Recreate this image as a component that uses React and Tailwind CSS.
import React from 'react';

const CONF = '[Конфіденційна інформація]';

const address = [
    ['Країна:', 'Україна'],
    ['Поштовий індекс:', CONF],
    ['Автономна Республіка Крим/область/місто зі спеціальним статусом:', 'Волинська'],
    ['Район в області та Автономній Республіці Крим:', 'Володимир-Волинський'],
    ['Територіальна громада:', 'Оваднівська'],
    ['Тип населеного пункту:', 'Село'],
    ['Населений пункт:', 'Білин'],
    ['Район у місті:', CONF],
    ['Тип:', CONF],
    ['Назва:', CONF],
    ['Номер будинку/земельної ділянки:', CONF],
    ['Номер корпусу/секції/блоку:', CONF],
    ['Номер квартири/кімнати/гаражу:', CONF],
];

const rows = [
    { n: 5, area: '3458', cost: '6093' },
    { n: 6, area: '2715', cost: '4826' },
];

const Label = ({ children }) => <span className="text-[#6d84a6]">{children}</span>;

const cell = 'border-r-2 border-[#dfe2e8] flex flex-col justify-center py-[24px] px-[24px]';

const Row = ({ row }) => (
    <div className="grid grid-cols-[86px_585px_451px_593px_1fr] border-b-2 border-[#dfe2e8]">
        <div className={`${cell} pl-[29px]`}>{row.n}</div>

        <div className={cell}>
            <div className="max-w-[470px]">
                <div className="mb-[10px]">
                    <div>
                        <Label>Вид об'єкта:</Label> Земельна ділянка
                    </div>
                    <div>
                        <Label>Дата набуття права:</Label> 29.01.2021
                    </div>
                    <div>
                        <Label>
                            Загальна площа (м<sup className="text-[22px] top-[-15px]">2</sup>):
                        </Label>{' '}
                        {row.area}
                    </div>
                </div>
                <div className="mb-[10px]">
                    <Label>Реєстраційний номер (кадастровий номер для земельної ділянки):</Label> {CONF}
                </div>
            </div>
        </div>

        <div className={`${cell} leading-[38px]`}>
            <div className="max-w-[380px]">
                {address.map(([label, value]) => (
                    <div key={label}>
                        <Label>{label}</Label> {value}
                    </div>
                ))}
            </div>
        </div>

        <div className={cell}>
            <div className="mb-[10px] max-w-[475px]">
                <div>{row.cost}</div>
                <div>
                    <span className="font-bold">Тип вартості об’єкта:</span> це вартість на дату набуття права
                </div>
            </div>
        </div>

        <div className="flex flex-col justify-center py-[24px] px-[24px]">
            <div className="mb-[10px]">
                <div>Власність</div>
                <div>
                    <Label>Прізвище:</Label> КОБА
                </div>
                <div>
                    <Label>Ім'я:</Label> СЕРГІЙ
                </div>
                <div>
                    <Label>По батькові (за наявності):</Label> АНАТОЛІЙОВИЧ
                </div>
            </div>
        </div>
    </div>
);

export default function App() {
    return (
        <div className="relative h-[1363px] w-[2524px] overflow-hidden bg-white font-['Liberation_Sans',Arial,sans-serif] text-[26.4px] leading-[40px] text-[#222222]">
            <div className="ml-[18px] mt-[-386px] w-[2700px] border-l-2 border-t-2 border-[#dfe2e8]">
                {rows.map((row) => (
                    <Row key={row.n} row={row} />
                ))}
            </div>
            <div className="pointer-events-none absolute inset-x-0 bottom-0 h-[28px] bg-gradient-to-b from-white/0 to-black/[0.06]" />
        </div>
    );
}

PROBLEM TO WORK ON
Would you give the material above again, complete and exact?

TASK RESPONSE
Recreate this image as a component that uses React and Tailwind CSS.
import React from 'react';

const CONF = '[Конфіденційна інформація]';

const address = [
    ['Країна:', 'Україна'],
    ['Поштовий індекс:', CONF],
    ['Автономна Республіка Крим/область/місто зі спеціальним статусом:', 'Волинська'],
    ['Район в області та Автономній Республіці Крим:', 'Володимир-Волинський'],
    ['Територіальна громада:', 'Оваднівська'],
    ['Тип населеного пункту:', 'Село'],
    ['Населений пункт:', 'Білин'],
    ['Район у місті:', CONF],
    ['Тип:', CONF],
    ['Назва:', CONF],
    ['Номер будинку/земельної ділянки:', CONF],
    ['Номер корпусу/секції/блоку:', CONF],
    ['Номер квартири/кімнати/гаражу:', CONF],
];

const rows = [
    { n: 5, area: '3458', cost: '6093' },
    { n: 6, area: '2715', cost: '4826' },
];

const Label = ({ children }) => <span className="text-[#6d84a6]">{children}</span>;

const cell = 'border-r-2 border-[#dfe2e8] flex flex-col justify-center py-[24px] px-[24px]';

const Row = ({ row }) => (
    <div className="grid grid-cols-[86px_585px_451px_593px_1fr] border-b-2 border-[#dfe2e8]">
        <div className={`${cell} pl-[29px]`}>{row.n}</div>

        <div className={cell}>
            <div className="max-w-[470px]">
                <div className="mb-[10px]">
                    <div>
                        <Label>Вид об'єкта:</Label> Земельна ділянка
                    </div>
                    <div>
                        <Label>Дата набуття права:</Label> 29.01.2021
                    </div>
                    <div>
                        <Label>
                            Загальна площа (м<sup className="text-[22px] top-[-15px]">2</sup>):
                        </Label>{' '}
                        {row.area}
                    </div>
                </div>
                <div className="mb-[10px]">
                    <Label>Реєстраційний номер (кадастровий номер для земельної ділянки):</Label> {CONF}
                </div>
            </div>
        </div>

        <div className={`${cell} leading-[38px]`}>
            <div className="max-w-[380px]">
                {address.map(([label, value]) => (
                    <div key={label}>
                        <Label>{label}</Label> {value}
                    </div>
                ))}
            </div>
        </div>

        <div className={cell}>
            <div className="mb-[10px] max-w-[475px]">
                <div>{row.cost}</div>
                <div>
                    <span className="font-bold">Тип вартості об’єкта:</span> це вартість на дату набуття права
                </div>
            </div>
        </div>

        <div className="flex flex-col justify-center py-[24px] px-[24px]">
            <div className="mb-[10px]">
                <div>Власність</div>
                <div>
                    <Label>Прізвище:</Label> КОБА
                </div>
                <div>
                    <Label>Ім'я:</Label> СЕРГІЙ
                </div>
                <div>
                    <Label>По батькові (за наявності):</Label> АНАТОЛІЙОВИЧ
                </div>
            </div>
        </div>
    </div>
);

export default function App() {
    return (
        <div className="relative h-[1363px] w-[2524px] overflow-hidden bg-white font-['Liberation_Sans',Arial,sans-serif] text-[26.4px] leading-[40px] text-[#222222]">
            <div className="ml-[18px] mt-[-386px] w-[2700px] border-l-2 border-t-2 border-[#dfe2e8]">
                {rows.map((row) => (
                    <Row key={row.n} row={row} />
                ))}
            </div>
            <div className="pointer-events-none absolute inset-x-0 bottom-0 h-[28px] bg-gradient-to-b from-white/0 to-black/[0.06]" />
        </div>
    );
}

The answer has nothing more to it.